The incident electron beam generates a large number electron-hole pairs in semiconductors in a spatially limited generation volume dependent on the incident energy of the beam and the scattering inside of the material. These electron-hole pairs can either recombine and release energy, radiative and give off light (cathode-luminescence), non-radiatively (generating heat) , or they can result in current following through the material (EBIC). The information that can be obtained changes with the device configuration and the circuit you connect it to. 

Probing of Semiconductors

Locally a high number of electron hole pairs are generated in a small volume. Typically the carrier concentration of delta p and delta n is determined by the generation rate, and the recombination rate. The interaction volume is usually thought of as a teardrop shape that is dependent on the Z contrast, atomic weight of the material, its density and the energy of the incident electron beam.

To get a finer detail of this interaction volume, Monte Carlo simulations (Casino 3.2) of electron flight path and scattering events. Estimating the number of carriers generated in a volume can be calculated by taking the energy dispersed and dividing it by 3Eg, which is the mean excitation energy. 

  Electron flight simulation in Si. Displayed is the log scale energy dispersed in interaction volume of primary electron beam with sample.

 

Electron flight simulation in Si. Displayed is the log scale energy dispersed in interaction volume of primary electron beam with sample.

 

Junctions

Depletion regions are readily imaged by EBIC due to efficient carrier collection and separation of generated electron hole pairs form the built-in electric field. On either side of a P-N junction the minority carrier diffusion lengths can be directly measured. 

  PN junction of solar cell (a) EBIC configuration for cross-sectional images, n type side is connected to pre amplifier while p type side is connected to ground allowing for efficient carrier separation. (b) Log scale current response of profile extracted from (d) shows the diffusion lengths of minority carriers on either side of the depletion region. (c) Band diagram for PN junction with built in potential (d) EBIC image of the cross section of a PN junction of a solar cell.

 

PN junction of solar cell (a) EBIC configuration for cross-sectional images, n type side is connected to pre amplifier while p type side is connected to ground allowing for efficient carrier separation. (b) Log scale current response of profile extracted from (d) shows the diffusion lengths of minority carriers on either side of the depletion region. (c) Band diagram for PN junction with built in potential (d) EBIC image of the cross section of a PN junction of a solar cell.

 

Defects

The study of defects and their properties is one of the widest used applications of EBIC. At crystalline defects, there are several factors that can cause contrast in charge collection. These sites can have states that exist in the middle of the band gap and can be a site of both recombination and generation. If the defect is charged it can locally bend bands around it this can lead to either a greater recombination or generation rates.

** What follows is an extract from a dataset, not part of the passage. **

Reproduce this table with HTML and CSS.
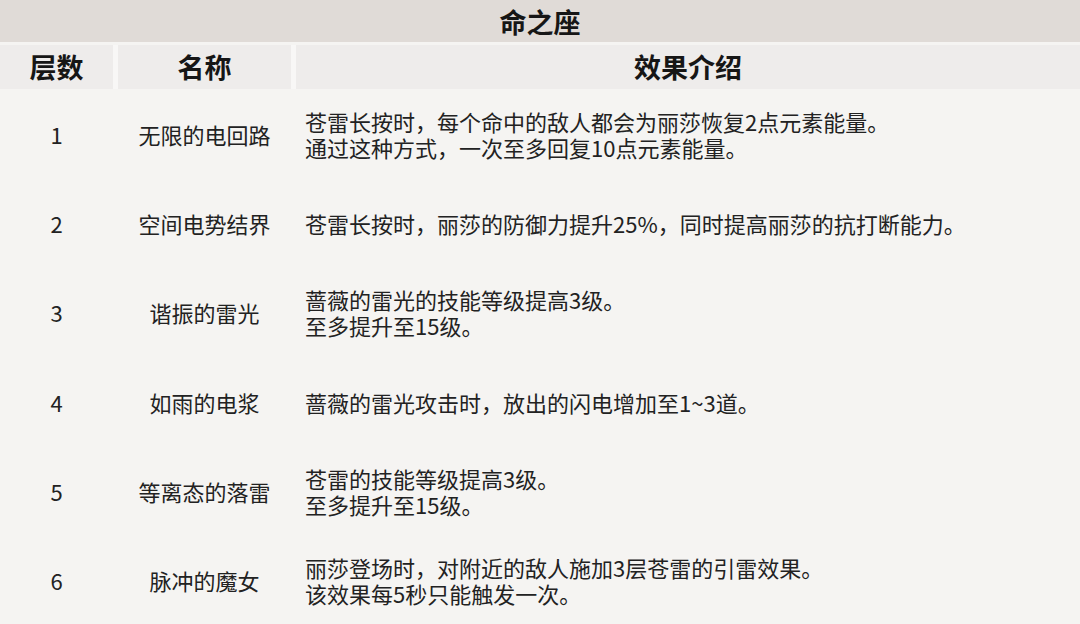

To aid in the contrast and detection limit, samples are made with a thin Au coating to create a Schottky junction or use an existing P-N junction, that can increase the collection efficiency. Defects appear as a site of recombination with dark contrast when compared to the surrounding signal from the junction. 

  Typical EBIC circuits for imaging defects (a) using a PN junction and (b) a Schottky junction. The built-in field aids in the collection of carriers. Defects usually appear dark and are recombination centers

 

Typical EBIC circuits for imaging defects (a) using a PN junction and (b) a Schottky junction. The built-in field aids in the collection of carriers. Defects usually appear dark and are recombination centers

 

Electron Beam Absorbed Current

 

Most EBIC measurements are conducted with two contacts one going to ground and the other going to a transimpedance amplifier that acts as a virtual ground. In this configuration the electrons and holes can be efficiently separated. If there is only one contact to the transimpedance amplifier, electron beam absorbed current (EBAC),then you are at not measuring carrier separation but the local differences between generation and recombination rates. The transimpedance amplifier will source or sink current to maintain charge neutrality. This is of interest because defects can be imaged outside of depletion regions without modifying the sample. 

EBAC has mainly been used by industry for fault analysis of conductive lines in semiconductor integrated circuits. We have greatly expand the capabilities of EBAC that goes well beyond current uses and can image crystal domains in a wide range of semiconductor materials.  EBAC can be sensitive to the anisotropy in crystal structures and has similar contrast to bright field TEM measurements. 

  EBAC configuration, (a) no fields are present in imaged area to aid in the collection of current. (b) EBAC image of GaAs grown on Ge substrate, anti-phase domains, threading dislocation and strain are evident in EBAC signal.

 

EBAC configuration, (a) no fields are present in imaged area to aid in the collection of current. (b) EBAC image of GaAs grown on Ge substrate, anti-phase domains, threading dislocation and strain are evident in EBAC signal.